> REQUEST: Return the whole listing, line for line, without the pictures in it.

> DATA SEGMENT:
==========

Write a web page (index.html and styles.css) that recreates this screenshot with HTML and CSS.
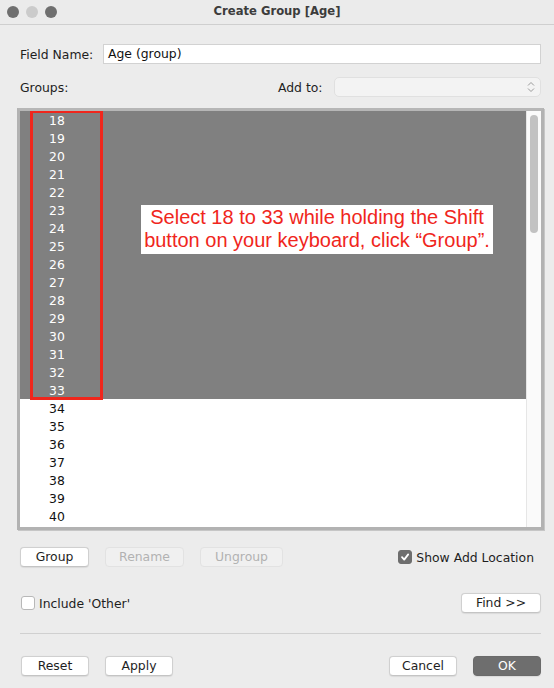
FILE: index.html
```
<!DOCTYPE html>
<html>
<head>
<meta charset="utf-8">
<link rel="stylesheet" href="styles.css">
</head>
<body>
<div class="window">
  <div class="titlebar">
    <div class="lights"><span class="light dark"></span><span class="light light-mid"></span><span class="light dark"></span></div>
    <div class="title">Create Group [Age]</div>
  </div>
  <div class="content">
    <div class="row field-row">
      <label class="lbl">Field Name:</label>
      <div class="input">Age (group)</div>
    </div>
    <div class="row groups-row">
      <label class="lbl">Groups:</label>
      <div class="addto">
        <label class="lbl">Add to:</label>
        <div class="select">
          <svg class="chev" width="8" height="12" viewBox="0 0 8 12"><path d="M1 4.5 L4 1.5 L7 4.5 M1 7.5 L4 10.5 L7 7.5" fill="none" stroke="#9a9a9a" stroke-width="1"/></svg>
        </div>
      </div>
    </div>
    <div class="listbox">
      <div class="list">
        <div class="item sel">18</div>
        <div class="item sel">19</div>
        <div class="item sel">20</div>
        <div class="item sel">21</div>
        <div class="item sel">22</div>
        <div class="item sel">23</div>
        <div class="item sel">24</div>
        <div class="item sel">25</div>
        <div class="item sel">26</div>
        <div class="item sel">27</div>
        <div class="item sel">28</div>
        <div class="item sel">29</div>
        <div class="item sel">30</div>
        <div class="item sel">31</div>
        <div class="item sel">32</div>
        <div class="item sel">33</div>
        <div class="item">34</div>
        <div class="item">35</div>
        <div class="item">36</div>
        <div class="item">37</div>
        <div class="item">38</div>
        <div class="item">39</div>
        <div class="item">40</div>
        <div class="redbox"></div>
        <div class="note">Select 18 to 33 while holding the Shift<br>button on your keyboard, click “Group”.</div>
      </div>
      <div class="scrollbar"><div class="thumb"></div></div>
    </div>
    <div class="row actions-row">
      <div class="btns">
        <div class="btn w-group">Group</div>
        <div class="btn disabled w-rename">Rename</div>
        <div class="btn disabled w-ungroup">Ungroup</div>
      </div>
      <div class="check-wrap">
        <span class="checkbox checked"><svg width="10" height="10" viewBox="0 0 10 10"><path d="M2 5.2 L4.2 7.6 L8.2 2.4" fill="none" stroke="#fff" stroke-width="1.8" stroke-linecap="round" stroke-linejoin="round"/></svg></span>
        <span class="check-lbl">Show Add Location</span>
      </div>
    </div>
    <div class="row other-row">
      <div class="check-wrap">
        <span class="checkbox"></span>
        <span class="check-lbl">Include 'Other'</span>
      </div>
      <div class="btn w-find">Find &gt;&gt;</div>
    </div>
    <div class="sep"></div>
    <div class="row bottom-row">
      <div class="btns">
        <div class="btn w-reset">Reset</div>
        <div class="btn w-apply">Apply</div>
      </div>
      <div class="btns">
        <div class="btn w-cancel">Cancel</div>
        <div class="btn primary w-ok">OK</div>
      </div>
    </div>
  </div>
</div>
</body>
</html>
```
FILE: styles.css
```
* { box-sizing: border-box; }
html, body { margin: 0; padding: 0; }
body {
  width: 554px;
  height: 688px;
  background: #ececec;
  font-family: "DejaVu Sans", "Noto Sans", sans-serif;
  font-size: 12.4px;
  color: #1e1e1e;
  overflow: hidden;
}
.window { width: 554px; height: 688px; }
.titlebar {
  height: 25px;
  border-bottom: 1px solid #cfcfcf;
  background: #ebebeb;
  display: flex;
  align-items: center;
  position: relative;
}
.lights { display: flex; gap: 7px; padding-left: 7px; }
.light { width: 12px; height: 12px; border-radius: 50%; display: block; }
.light.dark { background: #6f6f6f; }
.light.light-mid { background: #cbcbcb; }
.title {
  position: absolute; left: 0; right: 0; top: 0; height: 24px;
  line-height: 23px;
  text-align: center;
  font-weight: bold;
  font-size: 11.6px;
  color: #3c3c3c;
}
.content { padding: 19px 13px 0 20px; }
.row { display: flex; align-items: center; }
.lbl { color: #1e1e1e; }
.field-row { height: 20px; justify-content: space-between; }
.input {
  width: 438px; height: 20px;
  background: #fff;
  border: 1px solid #d2d2d2;
  padding: 0 4px;
  line-height: 18px;
  color: #111;
}
.groups-row { margin-top: 13px; height: 20px; justify-content: space-between; }
.addto { display: flex; align-items: center; gap: 0; }
.addto .lbl { width: 56px; }
.select {
  width: 207px; height: 20px;
  background: #f3f3f3;
  border: 1px solid #e0e0e0;
  border-radius: 5px;
  display: flex; align-items: center; justify-content: flex-end;
  padding-right: 5px;
}
.listbox {
  margin-top: 11px;
  margin-left: -3px;
  width: 527px;
  height: 422px;
  border: 3px solid #b2b2b2;
  border-top-color: #b6b6b6;
  box-shadow: 1px 1px 0 #c6c6c6;
  background: #fff;
  display: flex;
}
.list { position: relative; flex: 1; overflow: hidden; }
.item {
  height: 18px;
  padding-top: 2px;
  line-height: 16px;
  padding-left: 29px;
  color: #111;
}
.item.sel { background: #808080; color: #fff; }
.redbox {
  position: absolute;
  left: 10px; top: -1px;
  width: 73px; height: 290px;
  border: 3px solid #f0261c;
}
.note {
  position: absolute;
  left: 121px; top: 94px;
  width: 352px; height: 49px;
  background: #fff;
  color: #f0261c;
  font-family: "Liberation Sans", Arial, sans-serif;
  font-size: 20px;
  line-height: 23px;
  text-align: center;
  padding-top: 1px;
  white-space: nowrap;
}
.scrollbar {
  width: 15px;
  background: #fafafa;
  border-left: 1px solid #e6e6e6;
  padding: 4px 0 0 3px;
}
.thumb { width: 8px; height: 118px; border-radius: 4px; background: #c2c2c2; }
.btns { display: flex; gap: 16px; }
.btn {
  height: 20px;
  background: #fff;
  border: 1px solid #d0d0d0;
  border-bottom-color: #c4c4c4;
  border-radius: 4px;
  box-shadow: 0 0.5px 1px rgba(0,0,0,0.08);
  text-align: center;
  line-height: 18px;
  color: #1e1e1e;
}
.btn.disabled { background: #f0f0f0; border-color: #e2e2e2; color: #b2b2b2; box-shadow: none; }
.btn.primary { background: #6e6e6e; border-color: #6a6a6a; color: #fff; }
.w-group { width: 69px; }
.w-rename { width: 79px; }
.w-ungroup { width: 83px; }
.w-find { width: 80px; }
.w-reset { width: 68px; }
.w-apply { width: 68px; }
.w-cancel { width: 68px; }
.w-ok { width: 68px; }
.actions-row { margin-top: 17px; height: 20px; justify-content: space-between; }
.check-wrap { display: flex; align-items: center; gap: 4px; }
.checkbox {
  width: 14px; height: 14px;
  border: 1px solid #b8b8b8;
  border-radius: 3px;
  background: #fff;
  display: flex; align-items: center; justify-content: center;
}
.checkbox.checked { background: #6e6e6e; border-color: #6e6e6e; }
.actions-row .check-wrap { margin-right: 7px; }
.other-row { margin-top: 26px; height: 20px; justify-content: space-between; padding-left: 1px; }
.sep { margin-top: 20px; height: 1px; background: #d0d0d0; }
.bottom-row { margin-top: 22px; height: 20px; justify-content: space-between; padding-left: 1px; }
```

==========

> EXERCISE RESPONSE:
Write a web page (index.html and styles.css) that recreates this screenshot with HTML and CSS.
FILE: index.html
```
<!DOCTYPE html>
<html>
<head>
<meta charset="utf-8">
<link rel="stylesheet" href="styles.css">
</head>
<body>
<div class="window">
  <div class="titlebar">
    <div class="lights"><span class="light dark"></span><span class="light light-mid"></span><span class="light dark"></span></div>
    <div class="title">Create Group [Age]</div>
  </div>
  <div class="content">
    <div class="row field-row">
      <label class="lbl">Field Name:</label>
      <div class="input">Age (group)</div>
    </div>
    <div class="row groups-row">
      <label class="lbl">Groups:</label>
      <div class="addto">
        <label class="lbl">Add to:</label>
        <div class="select">
          <svg class="chev" width="8" height="12" viewBox="0 0 8 12"><path d="M1 4.5 L4 1.5 L7 4.5 M1 7.5 L4 10.5 L7 7.5" fill="none" stroke="#9a9a9a" stroke-width="1"/></svg>
        </div>
      </div>
    </div>
    <div class="listbox">
      <div class="list">
        <div class="item sel">18</div>
        <div class="item sel">19</div>
        <div class="item sel">20</div>
        <div class="item sel">21</div>
        <div class="item sel">22</div>
        <div class="item sel">23</div>
        <div class="item sel">24</div>
        <div class="item sel">25</div>
        <div class="item sel">26</div>
        <div class="item sel">27</div>
        <div class="item sel">28</div>
        <div class="item sel">29</div>
        <div class="item sel">30</div>
        <div class="item sel">31</div>
        <div class="item sel">32</div>
        <div class="item sel">33</div>
        <div class="item">34</div>
        <div class="item">35</div>
        <div class="item">36</div>
        <div class="item">37</div>
        <div class="item">38</div>
        <div class="item">39</div>
        <div class="item">40</div>
        <div class="redbox"></div>
        <div class="note">Select 18 to 33 while holding the Shift<br>button on your keyboard, click “Group”.</div>
      </div>
      <div class="scrollbar"><div class="thumb"></div></div>
    </div>
    <div class="row actions-row">
      <div class="btns">
        <div class="btn w-group">Group</div>
        <div class="btn disabled w-rename">Rename</div>
        <div class="btn disabled w-ungroup">Ungroup</div>
      </div>
      <div class="check-wrap">
        <span class="checkbox checked"><svg width="10" height="10" viewBox="0 0 10 10"><path d="M2 5.2 L4.2 7.6 L8.2 2.4" fill="none" stroke="#fff" stroke-width="1.8" stroke-linecap="round" stroke-linejoin="round"/></svg></span>
        <span class="check-lbl">Show Add Location</span>
      </div>
    </div>
    <div class="row other-row">
      <div class="check-wrap">
        <span class="checkbox"></span>
        <span class="check-lbl">Include 'Other'</span>
      </div>
      <div class="btn w-find">Find &gt;&gt;</div>
    </div>
    <div class="sep"></div>
    <div class="row bottom-row">
      <div class="btns">
        <div class="btn w-reset">Reset</div>
        <div class="btn w-apply">Apply</div>
      </div>
      <div class="btns">
        <div class="btn w-cancel">Cancel</div>
        <div class="btn primary w-ok">OK</div>
      </div>
    </div>
  </div>
</div>
</body>
</html>
```
FILE: styles.css
```
* { box-sizing: border-box; }
html, body { margin: 0; padding: 0; }
body {
  width: 554px;
  height: 688px;
  background: #ececec;
  font-family: "DejaVu Sans", "Noto Sans", sans-serif;
  font-size: 12.4px;
  color: #1e1e1e;
  overflow: hidden;
}
.window { width: 554px; height: 688px; }
.titlebar {
  height: 25px;
  border-bottom: 1px solid #cfcfcf;
  background: #ebebeb;
  display: flex;
  align-items: center;
  position: relative;
}
.lights { display: flex; gap: 7px; padding-left: 7px; }
.light { width: 12px; height: 12px; border-radius: 50%; display: block; }
.light.dark { background: #6f6f6f; }
.light.light-mid { background: #cbcbcb; }
.title {
  position: absolute; left: 0; right: 0; top: 0; height: 24px;
  line-height: 23px;
  text-align: center;
  font-weight: bold;
  font-size: 11.6px;
  color: #3c3c3c;
}
.content { padding: 19px 13px 0 20px; }
.row { display: flex; align-items: center; }
.lbl { color: #1e1e1e; }
.field-row { height: 20px; justify-content: space-between; }
.input {
  width: 438px; height: 20px;
  background: #fff;
  border: 1px solid #d2d2d2;
  padding: 0 4px;
  line-height: 18px;
  color: #111;
}
.groups-row { margin-top: 13px; height: 20px; justify-content: space-between; }
.addto { display: flex; align-items: center; gap: 0; }
.addto .lbl { width: 56px; }
.select {
  width: 207px; height: 20px;
  background: #f3f3f3;
  border: 1px solid #e0e0e0;
  border-radius: 5px;
  display: flex; align-items: center; justify-content: flex-end;
  padding-right: 5px;
}
.listbox {
  margin-top: 11px;
  margin-left: -3px;
  width: 527px;
  height: 422px;
  border: 3px solid #b2b2b2;
  border-top-color: #b6b6b6;
  box-shadow: 1px 1px 0 #c6c6c6;
  background: #fff;
  display: flex;
}
.list { position: relative; flex: 1; overflow: hidden; }
.item {
  height: 18px;
  padding-top: 2px;
  line-height: 16px;
  padding-left: 29px;
  color: #111;
}
.item.sel { background: #808080; color: #fff; }
.redbox {
  position: absolute;
  left: 10px; top: -1px;
  width: 73px; height: 290px;
  border: 3px solid #f0261c;
}
.note {
  position: absolute;
  left: 121px; top: 94px;
  width: 352px; height: 49px;
  background: #fff;
  color: #f0261c;
  font-family: "Liberation Sans", Arial, sans-serif;
  font-size: 20px;
  line-height: 23px;
  text-align: center;
  padding-top: 1px;
  white-space: nowrap;
}
.scrollbar {
  width: 15px;
  background: #fafafa;
  border-left: 1px solid #e6e6e6;
  padding: 4px 0 0 3px;
}
.thumb { width: 8px; height: 118px; border-radius: 4px; background: #c2c2c2; }
.btns { display: flex; gap: 16px; }
.btn {
  height: 20px;
  background: #fff;
  border: 1px solid #d0d0d0;
  border-bottom-color: #c4c4c4;
  border-radius: 4px;
  box-shadow: 0 0.5px 1px rgba(0,0,0,0.08);
  text-align: center;
  line-height: 18px;
  color: #1e1e1e;
}
.btn.disabled { background: #f0f0f0; border-color: #e2e2e2; color: #b2b2b2; box-shadow: none; }
.btn.primary { background: #6e6e6e; border-color: #6a6a6a; color: #fff; }
.w-group { width: 69px; }
.w-rename { width: 79px; }
.w-ungroup { width: 83px; }
.w-find { width: 80px; }
.w-reset { width: 68px; }
.w-apply { width: 68px; }
.w-cancel { width: 68px; }
.w-ok { width: 68px; }
.actions-row { margin-top: 17px; height: 20px; justify-content: space-between; }
.check-wrap { display: flex; align-items: center; gap: 4px; }
.checkbox {
  width: 14px; height: 14px;
  border: 1px solid #b8b8b8;
  border-radius: 3px;
  background: #fff;
  display: flex; align-items: center; justify-content: center;
}
.checkbox.checked { background: #6e6e6e; border-color: #6e6e6e; }
.actions-row .check-wrap { margin-right: 7px; }
.other-row { margin-top: 26px; height: 20px; justify-content: space-between; padding-left: 1px; }
.sep { margin-top: 20px; height: 1px; background: #d0d0d0; }
.bottom-row { margin-top: 22px; height: 20px; justify-content: space-between; padding-left: 1px; }
```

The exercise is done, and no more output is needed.